Collected data:
-.-.-

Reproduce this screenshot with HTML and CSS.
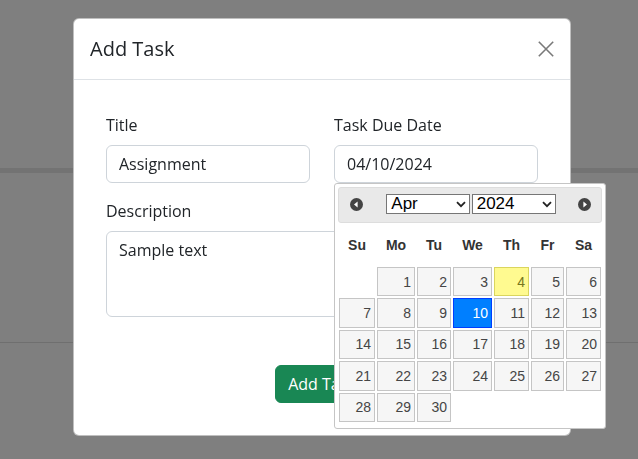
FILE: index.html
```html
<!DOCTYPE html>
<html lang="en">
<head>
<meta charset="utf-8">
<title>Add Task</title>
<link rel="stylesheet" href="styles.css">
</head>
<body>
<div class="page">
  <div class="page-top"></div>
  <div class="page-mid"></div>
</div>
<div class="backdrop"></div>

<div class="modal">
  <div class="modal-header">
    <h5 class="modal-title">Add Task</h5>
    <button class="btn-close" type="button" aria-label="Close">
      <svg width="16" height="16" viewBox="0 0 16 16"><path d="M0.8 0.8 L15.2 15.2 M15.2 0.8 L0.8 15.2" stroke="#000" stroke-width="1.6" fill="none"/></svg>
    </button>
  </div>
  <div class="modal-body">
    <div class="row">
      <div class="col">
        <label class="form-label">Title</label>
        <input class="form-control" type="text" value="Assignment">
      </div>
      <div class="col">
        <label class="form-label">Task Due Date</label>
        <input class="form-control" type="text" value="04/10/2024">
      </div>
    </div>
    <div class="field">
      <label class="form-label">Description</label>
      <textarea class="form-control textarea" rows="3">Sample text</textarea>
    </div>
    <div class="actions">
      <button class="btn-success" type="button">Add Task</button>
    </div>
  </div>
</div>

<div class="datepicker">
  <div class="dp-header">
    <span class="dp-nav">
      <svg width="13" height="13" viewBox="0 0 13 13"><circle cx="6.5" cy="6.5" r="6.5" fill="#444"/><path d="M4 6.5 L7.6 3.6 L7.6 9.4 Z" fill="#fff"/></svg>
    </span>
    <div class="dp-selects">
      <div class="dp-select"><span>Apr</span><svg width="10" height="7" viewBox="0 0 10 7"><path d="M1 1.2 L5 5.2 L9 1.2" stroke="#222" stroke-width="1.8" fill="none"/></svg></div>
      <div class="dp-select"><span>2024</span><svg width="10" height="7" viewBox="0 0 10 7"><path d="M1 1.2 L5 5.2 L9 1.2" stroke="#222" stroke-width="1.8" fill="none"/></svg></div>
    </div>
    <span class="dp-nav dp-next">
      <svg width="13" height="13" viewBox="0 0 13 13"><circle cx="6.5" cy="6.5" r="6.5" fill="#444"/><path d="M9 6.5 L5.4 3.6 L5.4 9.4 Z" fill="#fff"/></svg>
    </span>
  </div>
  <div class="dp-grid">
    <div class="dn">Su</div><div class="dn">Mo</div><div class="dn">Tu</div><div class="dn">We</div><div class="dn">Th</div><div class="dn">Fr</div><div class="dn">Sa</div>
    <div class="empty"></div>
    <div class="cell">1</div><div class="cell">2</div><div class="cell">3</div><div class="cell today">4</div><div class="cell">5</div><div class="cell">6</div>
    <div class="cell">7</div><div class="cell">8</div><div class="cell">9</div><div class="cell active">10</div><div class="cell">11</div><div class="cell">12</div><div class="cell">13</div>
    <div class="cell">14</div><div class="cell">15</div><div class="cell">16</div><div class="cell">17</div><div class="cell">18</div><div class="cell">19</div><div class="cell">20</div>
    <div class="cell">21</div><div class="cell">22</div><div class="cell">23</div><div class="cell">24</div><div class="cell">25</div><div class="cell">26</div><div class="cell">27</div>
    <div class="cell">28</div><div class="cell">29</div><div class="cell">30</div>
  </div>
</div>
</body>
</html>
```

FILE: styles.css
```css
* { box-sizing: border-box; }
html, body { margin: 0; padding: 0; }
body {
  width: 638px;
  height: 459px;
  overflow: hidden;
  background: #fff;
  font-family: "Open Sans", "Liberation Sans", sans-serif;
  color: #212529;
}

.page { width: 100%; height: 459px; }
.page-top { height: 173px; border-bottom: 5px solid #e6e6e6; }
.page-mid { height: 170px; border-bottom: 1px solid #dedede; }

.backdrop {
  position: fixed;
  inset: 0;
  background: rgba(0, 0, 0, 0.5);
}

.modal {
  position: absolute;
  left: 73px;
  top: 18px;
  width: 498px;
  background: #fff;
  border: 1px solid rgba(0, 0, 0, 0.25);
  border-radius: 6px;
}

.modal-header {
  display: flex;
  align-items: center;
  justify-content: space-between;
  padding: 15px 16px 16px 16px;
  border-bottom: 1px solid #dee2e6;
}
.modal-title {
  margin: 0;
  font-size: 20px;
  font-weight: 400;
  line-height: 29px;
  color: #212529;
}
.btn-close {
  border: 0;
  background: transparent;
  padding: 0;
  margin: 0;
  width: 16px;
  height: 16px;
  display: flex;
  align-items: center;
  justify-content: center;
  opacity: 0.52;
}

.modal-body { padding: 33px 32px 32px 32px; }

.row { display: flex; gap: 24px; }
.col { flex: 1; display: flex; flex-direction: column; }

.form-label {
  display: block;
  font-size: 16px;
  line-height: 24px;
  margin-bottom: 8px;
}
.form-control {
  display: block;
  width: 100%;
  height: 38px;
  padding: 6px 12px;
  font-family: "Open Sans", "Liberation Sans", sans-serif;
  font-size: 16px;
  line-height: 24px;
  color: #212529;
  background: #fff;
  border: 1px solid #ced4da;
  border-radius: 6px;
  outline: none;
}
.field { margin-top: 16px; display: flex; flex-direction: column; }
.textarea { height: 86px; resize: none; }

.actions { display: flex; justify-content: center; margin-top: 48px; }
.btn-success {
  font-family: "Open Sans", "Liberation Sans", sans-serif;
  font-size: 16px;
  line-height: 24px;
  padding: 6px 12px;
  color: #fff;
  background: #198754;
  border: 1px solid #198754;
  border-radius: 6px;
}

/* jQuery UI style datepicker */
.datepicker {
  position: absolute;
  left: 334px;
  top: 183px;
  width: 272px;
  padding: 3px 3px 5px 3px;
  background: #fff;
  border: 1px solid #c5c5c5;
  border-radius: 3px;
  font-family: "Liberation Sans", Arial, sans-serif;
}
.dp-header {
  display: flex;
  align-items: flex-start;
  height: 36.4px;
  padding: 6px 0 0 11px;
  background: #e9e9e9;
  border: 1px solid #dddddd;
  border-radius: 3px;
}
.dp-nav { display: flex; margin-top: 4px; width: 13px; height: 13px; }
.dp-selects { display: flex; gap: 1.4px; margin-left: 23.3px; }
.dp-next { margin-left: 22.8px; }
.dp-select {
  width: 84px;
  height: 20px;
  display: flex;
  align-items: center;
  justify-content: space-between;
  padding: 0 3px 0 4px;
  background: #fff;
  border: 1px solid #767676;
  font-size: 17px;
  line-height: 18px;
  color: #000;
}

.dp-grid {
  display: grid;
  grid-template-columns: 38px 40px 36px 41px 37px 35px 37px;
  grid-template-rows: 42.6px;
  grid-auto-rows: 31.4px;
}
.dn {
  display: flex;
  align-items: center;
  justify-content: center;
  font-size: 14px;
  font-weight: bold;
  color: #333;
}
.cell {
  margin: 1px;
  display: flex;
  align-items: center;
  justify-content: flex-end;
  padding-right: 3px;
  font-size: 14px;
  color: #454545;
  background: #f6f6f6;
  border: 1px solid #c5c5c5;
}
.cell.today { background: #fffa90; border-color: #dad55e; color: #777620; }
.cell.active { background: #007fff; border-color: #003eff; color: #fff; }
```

-.-.-

Copy out all the data without changing anything, and drop the pictures.

Reproduce this screenshot with HTML and CSS.
FILE: index.html
```html
<!DOCTYPE html>
<html lang="en">
<head>
<meta charset="utf-8">
<title>Add Task</title>
<link rel="stylesheet" href="styles.css">
</head>
<body>
<div class="page">
  <div class="page-top"></div>
  <div class="page-mid"></div>
</div>
<div class="backdrop"></div>

<div class="modal">
  <div class="modal-header">
    <h5 class="modal-title">Add Task</h5>
    <button class="btn-close" type="button" aria-label="Close">
      <svg width="16" height="16" viewBox="0 0 16 16"><path d="M0.8 0.8 L15.2 15.2 M15.2 0.8 L0.8 15.2" stroke="#000" stroke-width="1.6" fill="none"/></svg>
    </button>
  </div>
  <div class="modal-body">
    <div class="row">
      <div class="col">
        <label class="form-label">Title</label>
        <input class="form-control" type="text" value="Assignment">
      </div>
      <div class="col">
        <label class="form-label">Task Due Date</label>
        <input class="form-control" type="text" value="04/10/2024">
      </div>
    </div>
    <div class="field">
      <label class="form-label">Description</label>
      <textarea class="form-control textarea" rows="3">Sample text</textarea>
    </div>
    <div class="actions">
      <button class="btn-success" type="button">Add Task</button>
    </div>
  </div>
</div>

<div class="datepicker">
  <div class="dp-header">
    <span class="dp-nav">
      <svg width="13" height="13" viewBox="0 0 13 13"><circle cx="6.5" cy="6.5" r="6.5" fill="#444"/><path d="M4 6.5 L7.6 3.6 L7.6 9.4 Z" fill="#fff"/></svg>
    </span>
    <div class="dp-selects">
      <div class="dp-select"><span>Apr</span><svg width="10" height="7" viewBox="0 0 10 7"><path d="M1 1.2 L5 5.2 L9 1.2" stroke="#222" stroke-width="1.8" fill="none"/></svg></div>
      <div class="dp-select"><span>2024</span><svg width="10" height="7" viewBox="0 0 10 7"><path d="M1 1.2 L5 5.2 L9 1.2" stroke="#222" stroke-width="1.8" fill="none"/></svg></div>
    </div>
    <span class="dp-nav dp-next">
      <svg width="13" height="13" viewBox="0 0 13 13"><circle cx="6.5" cy="6.5" r="6.5" fill="#444"/><path d="M9 6.5 L5.4 3.6 L5.4 9.4 Z" fill="#fff"/></svg>
    </span>
  </div>
  <div class="dp-grid">
    <div class="dn">Su</div><div class="dn">Mo</div><div class="dn">Tu</div><div class="dn">We</div><div class="dn">Th</div><div class="dn">Fr</div><div class="dn">Sa</div>
    <div class="empty"></div>
    <div class="cell">1</div><div class="cell">2</div><div class="cell">3</div><div class="cell today">4</div><div class="cell">5</div><div class="cell">6</div>
    <div class="cell">7</div><div class="cell">8</div><div class="cell">9</div><div class="cell active">10</div><div class="cell">11</div><div class="cell">12</div><div class="cell">13</div>
    <div class="cell">14</div><div class="cell">15</div><div class="cell">16</div><div class="cell">17</div><div class="cell">18</div><div class="cell">19</div><div class="cell">20</div>
    <div class="cell">21</div><div class="cell">22</div><div class="cell">23</div><div class="cell">24</div><div class="cell">25</div><div class="cell">26</div><div class="cell">27</div>
    <div class="cell">28</div><div class="cell">29</div><div class="cell">30</div>
  </div>
</div>
</body>
</html>
```

FILE: styles.css
```css
* { box-sizing: border-box; }
html, body { margin: 0; padding: 0; }
body {
  width: 638px;
  height: 459px;
  overflow: hidden;
  background: #fff;
  font-family: "Open Sans", "Liberation Sans", sans-serif;
  color: #212529;
}

.page { width: 100%; height: 459px; }
.page-top { height: 173px; border-bottom: 5px solid #e6e6e6; }
.page-mid { height: 170px; border-bottom: 1px solid #dedede; }

.backdrop {
  position: fixed;
  inset: 0;
  background: rgba(0, 0, 0, 0.5);
}

.modal {
  position: absolute;
  left: 73px;
  top: 18px;
  width: 498px;
  background: #fff;
  border: 1px solid rgba(0, 0, 0, 0.25);
  border-radius: 6px;
}

.modal-header {
  display: flex;
  align-items: center;
  justify-content: space-between;
  padding: 15px 16px 16px 16px;
  border-bottom: 1px solid #dee2e6;
}
.modal-title {
  margin: 0;
  font-size: 20px;
  font-weight: 400;
  line-height: 29px;
  color: #212529;
}
.btn-close {
  border: 0;
  background: transparent;
  padding: 0;
  margin: 0;
  width: 16px;
  height: 16px;
  display: flex;
  align-items: center;
  justify-content: center;
  opacity: 0.52;
}

.modal-body { padding: 33px 32px 32px 32px; }

.row { display: flex; gap: 24px; }
.col { flex: 1; display: flex; flex-direction: column; }

.form-label {
  display: block;
  font-size: 16px;
  line-height: 24px;
  margin-bottom: 8px;
}
.form-control {
  display: block;
  width: 100%;
  height: 38px;
  padding: 6px 12px;
  font-family: "Open Sans", "Liberation Sans", sans-serif;
  font-size: 16px;
  line-height: 24px;
  color: #212529;
  background: #fff;
  border: 1px solid #ced4da;
  border-radius: 6px;
  outline: none;
}
.field { margin-top: 16px; display: flex; flex-direction: column; }
.textarea { height: 86px; resize: none; }

.actions { display: flex; justify-content: center; margin-top: 48px; }
.btn-success {
  font-family: "Open Sans", "Liberation Sans", sans-serif;
  font-size: 16px;
  line-height: 24px;
  padding: 6px 12px;
  color: #fff;
  background: #198754;
  border: 1px solid #198754;
  border-radius: 6px;
}

/* jQuery UI style datepicker */
.datepicker {
  position: absolute;
  left: 334px;
  top: 183px;
  width: 272px;
  padding: 3px 3px 5px 3px;
  background: #fff;
  border: 1px solid #c5c5c5;
  border-radius: 3px;
  font-family: "Liberation Sans", Arial, sans-serif;
}
.dp-header {
  display: flex;
  align-items: flex-start;
  height: 36.4px;
  padding: 6px 0 0 11px;
  background: #e9e9e9;
  border: 1px solid #dddddd;
  border-radius: 3px;
}
.dp-nav { display: flex; margin-top: 4px; width: 13px; height: 13px; }
.dp-selects { display: flex; gap: 1.4px; margin-left: 23.3px; }
.dp-next { margin-left: 22.8px; }
.dp-select {
  width: 84px;
  height: 20px;
  display: flex;
  align-items: center;
  justify-content: space-between;
  padding: 0 3px 0 4px;
  background: #fff;
  border: 1px solid #767676;
  font-size: 17px;
  line-height: 18px;
  color: #000;
}

.dp-grid {
  display: grid;
  grid-template-columns: 38px 40px 36px 41px 37px 35px 37px;
  grid-template-rows: 42.6px;
  grid-auto-rows: 31.4px;
}
.dn {
  display: flex;
  align-items: center;
  justify-content: center;
  font-size: 14px;
  font-weight: bold;
  color: #333;
}
.cell {
  margin: 1px;
  display: flex;
  align-items: center;
  justify-content: flex-end;
  padding-right: 3px;
  font-size: 14px;
  color: #454545;
  background: #f6f6f6;
  border: 1px solid #c5c5c5;
}
.cell.today { background: #fffa90; border-color: #dad55e; color: #777620; }
.cell.active { background: #007fff; border-color: #003eff; color: #fff; }
```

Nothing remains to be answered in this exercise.